**** DATA PROVIDED

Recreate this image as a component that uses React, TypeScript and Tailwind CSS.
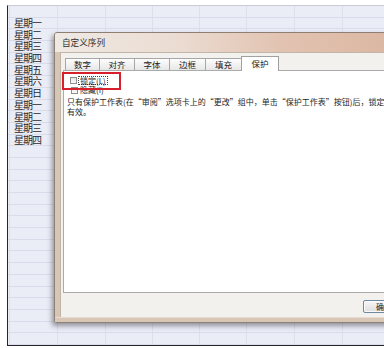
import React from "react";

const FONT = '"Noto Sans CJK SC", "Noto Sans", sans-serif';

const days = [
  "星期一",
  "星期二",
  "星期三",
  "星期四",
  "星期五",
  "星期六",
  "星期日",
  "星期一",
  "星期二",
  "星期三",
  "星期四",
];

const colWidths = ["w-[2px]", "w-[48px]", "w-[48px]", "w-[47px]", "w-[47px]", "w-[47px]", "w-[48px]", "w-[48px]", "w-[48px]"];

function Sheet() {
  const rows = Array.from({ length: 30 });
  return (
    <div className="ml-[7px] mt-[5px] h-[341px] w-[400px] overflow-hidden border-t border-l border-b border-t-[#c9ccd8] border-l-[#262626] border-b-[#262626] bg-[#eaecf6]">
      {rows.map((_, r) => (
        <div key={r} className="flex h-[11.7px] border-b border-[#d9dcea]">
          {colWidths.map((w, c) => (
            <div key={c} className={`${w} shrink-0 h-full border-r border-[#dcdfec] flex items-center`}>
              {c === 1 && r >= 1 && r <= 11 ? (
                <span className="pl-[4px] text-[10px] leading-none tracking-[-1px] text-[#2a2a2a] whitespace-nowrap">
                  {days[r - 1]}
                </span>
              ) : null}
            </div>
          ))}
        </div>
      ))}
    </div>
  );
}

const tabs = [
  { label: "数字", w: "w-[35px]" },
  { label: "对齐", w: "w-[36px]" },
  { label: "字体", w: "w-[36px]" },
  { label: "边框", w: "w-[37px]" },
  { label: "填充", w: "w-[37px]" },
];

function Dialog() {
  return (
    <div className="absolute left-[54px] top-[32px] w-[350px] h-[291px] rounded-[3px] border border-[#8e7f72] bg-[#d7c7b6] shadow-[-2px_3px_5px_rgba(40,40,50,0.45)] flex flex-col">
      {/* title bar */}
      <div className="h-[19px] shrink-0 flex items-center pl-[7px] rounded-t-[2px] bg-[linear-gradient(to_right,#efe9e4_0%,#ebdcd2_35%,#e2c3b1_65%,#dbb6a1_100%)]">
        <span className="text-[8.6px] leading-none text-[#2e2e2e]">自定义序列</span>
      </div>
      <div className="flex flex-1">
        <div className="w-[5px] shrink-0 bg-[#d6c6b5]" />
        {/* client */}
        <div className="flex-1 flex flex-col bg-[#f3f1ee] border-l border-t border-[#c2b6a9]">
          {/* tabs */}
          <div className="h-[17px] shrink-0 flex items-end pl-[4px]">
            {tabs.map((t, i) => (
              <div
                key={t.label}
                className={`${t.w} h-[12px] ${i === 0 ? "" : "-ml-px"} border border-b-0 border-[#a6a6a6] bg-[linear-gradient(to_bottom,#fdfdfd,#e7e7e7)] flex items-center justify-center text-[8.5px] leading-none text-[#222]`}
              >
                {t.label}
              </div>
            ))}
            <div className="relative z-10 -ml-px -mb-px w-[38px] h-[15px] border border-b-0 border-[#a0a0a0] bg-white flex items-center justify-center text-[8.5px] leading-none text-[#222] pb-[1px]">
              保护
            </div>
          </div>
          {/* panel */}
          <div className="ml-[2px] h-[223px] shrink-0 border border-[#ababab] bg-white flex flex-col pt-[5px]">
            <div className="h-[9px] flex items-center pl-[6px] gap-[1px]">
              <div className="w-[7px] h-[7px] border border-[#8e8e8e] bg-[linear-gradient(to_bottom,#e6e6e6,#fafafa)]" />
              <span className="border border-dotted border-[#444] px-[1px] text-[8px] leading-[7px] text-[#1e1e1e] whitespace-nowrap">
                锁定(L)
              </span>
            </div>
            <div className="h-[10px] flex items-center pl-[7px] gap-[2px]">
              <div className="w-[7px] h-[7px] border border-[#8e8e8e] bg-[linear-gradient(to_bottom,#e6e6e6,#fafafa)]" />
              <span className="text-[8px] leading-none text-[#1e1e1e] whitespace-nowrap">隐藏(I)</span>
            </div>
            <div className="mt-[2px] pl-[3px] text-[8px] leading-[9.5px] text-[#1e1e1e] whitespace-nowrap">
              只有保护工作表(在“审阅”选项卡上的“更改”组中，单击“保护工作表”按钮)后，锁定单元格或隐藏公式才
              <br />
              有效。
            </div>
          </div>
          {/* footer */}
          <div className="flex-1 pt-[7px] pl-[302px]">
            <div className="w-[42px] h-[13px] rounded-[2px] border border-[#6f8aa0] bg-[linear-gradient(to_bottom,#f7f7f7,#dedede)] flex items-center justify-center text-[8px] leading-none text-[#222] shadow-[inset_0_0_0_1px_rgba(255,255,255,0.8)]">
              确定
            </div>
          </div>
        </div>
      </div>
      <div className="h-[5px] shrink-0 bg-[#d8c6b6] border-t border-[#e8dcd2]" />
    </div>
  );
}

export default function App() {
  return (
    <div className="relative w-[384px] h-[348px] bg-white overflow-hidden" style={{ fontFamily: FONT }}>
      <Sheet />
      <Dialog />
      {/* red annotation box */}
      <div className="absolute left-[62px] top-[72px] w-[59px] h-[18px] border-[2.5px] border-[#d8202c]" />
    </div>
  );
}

********

Repeat the material above word for word and skip every image in it.

Recreate this image as a component that uses React, TypeScript and Tailwind CSS.
import React from "react";

const FONT = '"Noto Sans CJK SC", "Noto Sans", sans-serif';

const days = [
  "星期一",
  "星期二",
  "星期三",
  "星期四",
  "星期五",
  "星期六",
  "星期日",
  "星期一",
  "星期二",
  "星期三",
  "星期四",
];

const colWidths = ["w-[2px]", "w-[48px]", "w-[48px]", "w-[47px]", "w-[47px]", "w-[47px]", "w-[48px]", "w-[48px]", "w-[48px]"];

function Sheet() {
  const rows = Array.from({ length: 30 });
  return (
    <div className="ml-[7px] mt-[5px] h-[341px] w-[400px] overflow-hidden border-t border-l border-b border-t-[#c9ccd8] border-l-[#262626] border-b-[#262626] bg-[#eaecf6]">
      {rows.map((_, r) => (
        <div key={r} className="flex h-[11.7px] border-b border-[#d9dcea]">
          {colWidths.map((w, c) => (
            <div key={c} className={`${w} shrink-0 h-full border-r border-[#dcdfec] flex items-center`}>
              {c === 1 && r >= 1 && r <= 11 ? (
                <span className="pl-[4px] text-[10px] leading-none tracking-[-1px] text-[#2a2a2a] whitespace-nowrap">
                  {days[r - 1]}
                </span>
              ) : null}
            </div>
          ))}
        </div>
      ))}
    </div>
  );
}

const tabs = [
  { label: "数字", w: "w-[35px]" },
  { label: "对齐", w: "w-[36px]" },
  { label: "字体", w: "w-[36px]" },
  { label: "边框", w: "w-[37px]" },
  { label: "填充", w: "w-[37px]" },
];

function Dialog() {
  return (
    <div className="absolute left-[54px] top-[32px] w-[350px] h-[291px] rounded-[3px] border border-[#8e7f72] bg-[#d7c7b6] shadow-[-2px_3px_5px_rgba(40,40,50,0.45)] flex flex-col">
      {/* title bar */}
      <div className="h-[19px] shrink-0 flex items-center pl-[7px] rounded-t-[2px] bg-[linear-gradient(to_right,#efe9e4_0%,#ebdcd2_35%,#e2c3b1_65%,#dbb6a1_100%)]">
        <span className="text-[8.6px] leading-none text-[#2e2e2e]">自定义序列</span>
      </div>
      <div className="flex flex-1">
        <div className="w-[5px] shrink-0 bg-[#d6c6b5]" />
        {/* client */}
        <div className="flex-1 flex flex-col bg-[#f3f1ee] border-l border-t border-[#c2b6a9]">
          {/* tabs */}
          <div className="h-[17px] shrink-0 flex items-end pl-[4px]">
            {tabs.map((t, i) => (
              <div
                key={t.label}
                className={`${t.w} h-[12px] ${i === 0 ? "" : "-ml-px"} border border-b-0 border-[#a6a6a6] bg-[linear-gradient(to_bottom,#fdfdfd,#e7e7e7)] flex items-center justify-center text-[8.5px] leading-none text-[#222]`}
              >
                {t.label}
              </div>
            ))}
            <div className="relative z-10 -ml-px -mb-px w-[38px] h-[15px] border border-b-0 border-[#a0a0a0] bg-white flex items-center justify-center text-[8.5px] leading-none text-[#222] pb-[1px]">
              保护
            </div>
          </div>
          {/* panel */}
          <div className="ml-[2px] h-[223px] shrink-0 border border-[#ababab] bg-white flex flex-col pt-[5px]">
            <div className="h-[9px] flex items-center pl-[6px] gap-[1px]">
              <div className="w-[7px] h-[7px] border border-[#8e8e8e] bg-[linear-gradient(to_bottom,#e6e6e6,#fafafa)]" />
              <span className="border border-dotted border-[#444] px-[1px] text-[8px] leading-[7px] text-[#1e1e1e] whitespace-nowrap">
                锁定(L)
              </span>
            </div>
            <div className="h-[10px] flex items-center pl-[7px] gap-[2px]">
              <div className="w-[7px] h-[7px] border border-[#8e8e8e] bg-[linear-gradient(to_bottom,#e6e6e6,#fafafa)]" />
              <span className="text-[8px] leading-none text-[#1e1e1e] whitespace-nowrap">隐藏(I)</span>
            </div>
            <div className="mt-[2px] pl-[3px] text-[8px] leading-[9.5px] text-[#1e1e1e] whitespace-nowrap">
              只有保护工作表(在“审阅”选项卡上的“更改”组中，单击“保护工作表”按钮)后，锁定单元格或隐藏公式才
              <br />
              有效。
            </div>
          </div>
          {/* footer */}
          <div className="flex-1 pt-[7px] pl-[302px]">
            <div className="w-[42px] h-[13px] rounded-[2px] border border-[#6f8aa0] bg-[linear-gradient(to_bottom,#f7f7f7,#dedede)] flex items-center justify-center text-[8px] leading-none text-[#222] shadow-[inset_0_0_0_1px_rgba(255,255,255,0.8)]">
              确定
            </div>
          </div>
        </div>
      </div>
      <div className="h-[5px] shrink-0 bg-[#d8c6b6] border-t border-[#e8dcd2]" />
    </div>
  );
}

export default function App() {
  return (
    <div className="relative w-[384px] h-[348px] bg-white overflow-hidden" style={{ fontFamily: FONT }}>
      <Sheet />
      <Dialog />
      {/* red annotation box */}
      <div className="absolute left-[62px] top-[72px] w-[59px] h-[18px] border-[2.5px] border-[#d8202c]" />
    </div>
  );
}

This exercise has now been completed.